▶ [WHAT THIS TASK INVOLVES]: Would you write out the listing verbatim and skip every picture in it?
+++ COLLECTED DATA +++
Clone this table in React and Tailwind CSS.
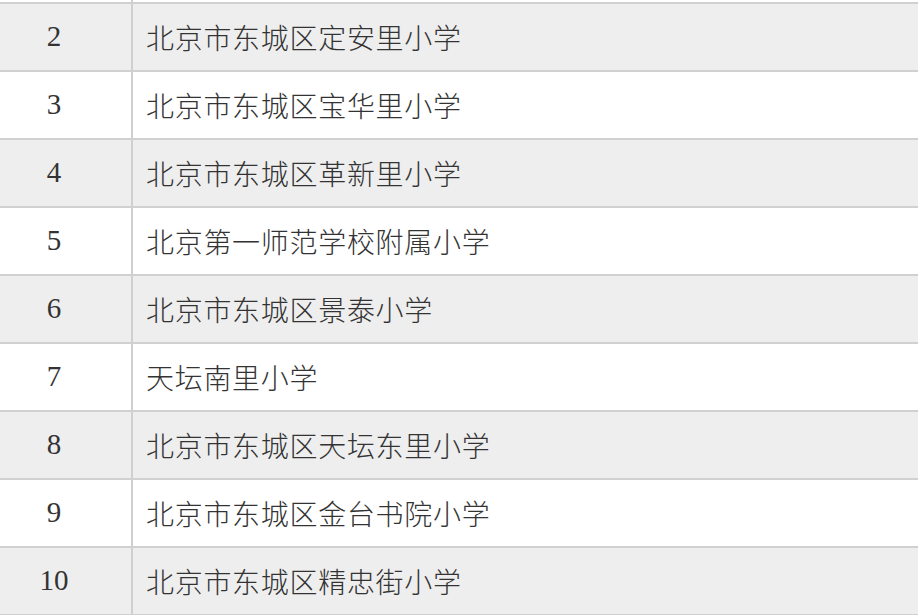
const schools = [
  { no: 2, name: '北京市东城区定安里小学' },
  { no: 3, name: '北京市东城区宝华里小学' },
  { no: 4, name: '北京市东城区革新里小学' },
  { no: 5, name: '北京第一师范学校附属小学' },
  { no: 6, name: '北京市东城区景泰小学' },
  { no: 7, name: '天坛南里小学' },
  { no: 8, name: '北京市东城区天坛东里小学' },
  { no: 9, name: '北京市东城区金台书院小学' },
  { no: 10, name: '北京市东城区精忠街小学' },
];

export default function App() {
  return (
    <div className="w-[918px] h-[615px] overflow-hidden bg-white text-[#333]">
      {/* 表格已向下滚动，上一行只露出底部 */}
      <div className="flex h-[2px]">
        <div className="w-[133px] border-r-2 border-[#d0d0d0]"></div>
      </div>
      <div className="border-t-2 border-[#d0d0d0]">
        {schools.map((s) => (
          <div
            key={s.no}
            className={`flex h-[68px] border-b-2 border-[#d0d0d0] ${s.no % 2 === 0 ? 'bg-[#eeeeee]' : 'bg-white'}`}
          >
            <div className="w-[133px] shrink-0 pr-[23px] flex items-center justify-center border-r-2 border-[#d0d0d0] font-['Liberation_Serif',serif] text-[29px]">
              {s.no}
            </div>
            <div className="flex-1 flex items-center pl-[13px] font-['Noto_Sans_CJK_SC',sans-serif] font-light text-[28px] tracking-[0.7px]">
              {s.name}
            </div>
          </div>
        ))}
      </div>
    </div>
  );
}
+++
▶ [SOLUTION TO THE PROBLEM]:
Clone this table in React and Tailwind CSS.
const schools = [
  { no: 2, name: '北京市东城区定安里小学' },
  { no: 3, name: '北京市东城区宝华里小学' },
  { no: 4, name: '北京市东城区革新里小学' },
  { no: 5, name: '北京第一师范学校附属小学' },
  { no: 6, name: '北京市东城区景泰小学' },
  { no: 7, name: '天坛南里小学' },
  { no: 8, name: '北京市东城区天坛东里小学' },
  { no: 9, name: '北京市东城区金台书院小学' },
  { no: 10, name: '北京市东城区精忠街小学' },
];

export default function App() {
  return (
    <div className="w-[918px] h-[615px] overflow-hidden bg-white text-[#333]">
      {/* 表格已向下滚动，上一行只露出底部 */}
      <div className="flex h-[2px]">
        <div className="w-[133px] border-r-2 border-[#d0d0d0]"></div>
      </div>
      <div className="border-t-2 border-[#d0d0d0]">
        {schools.map((s) => (
          <div
            key={s.no}
            className={`flex h-[68px] border-b-2 border-[#d0d0d0] ${s.no % 2 === 0 ? 'bg-[#eeeeee]' : 'bg-white'}`}
          >
            <div className="w-[133px] shrink-0 pr-[23px] flex items-center justify-center border-r-2 border-[#d0d0d0] font-['Liberation_Serif',serif] text-[29px]">
              {s.no}
            </div>
            <div className="flex-1 flex items-center pl-[13px] font-['Noto_Sans_CJK_SC',sans-serif] font-light text-[28px] tracking-[0.7px]">
              {s.name}
            </div>
          </div>
        ))}
      </div>
    </div>
  );
}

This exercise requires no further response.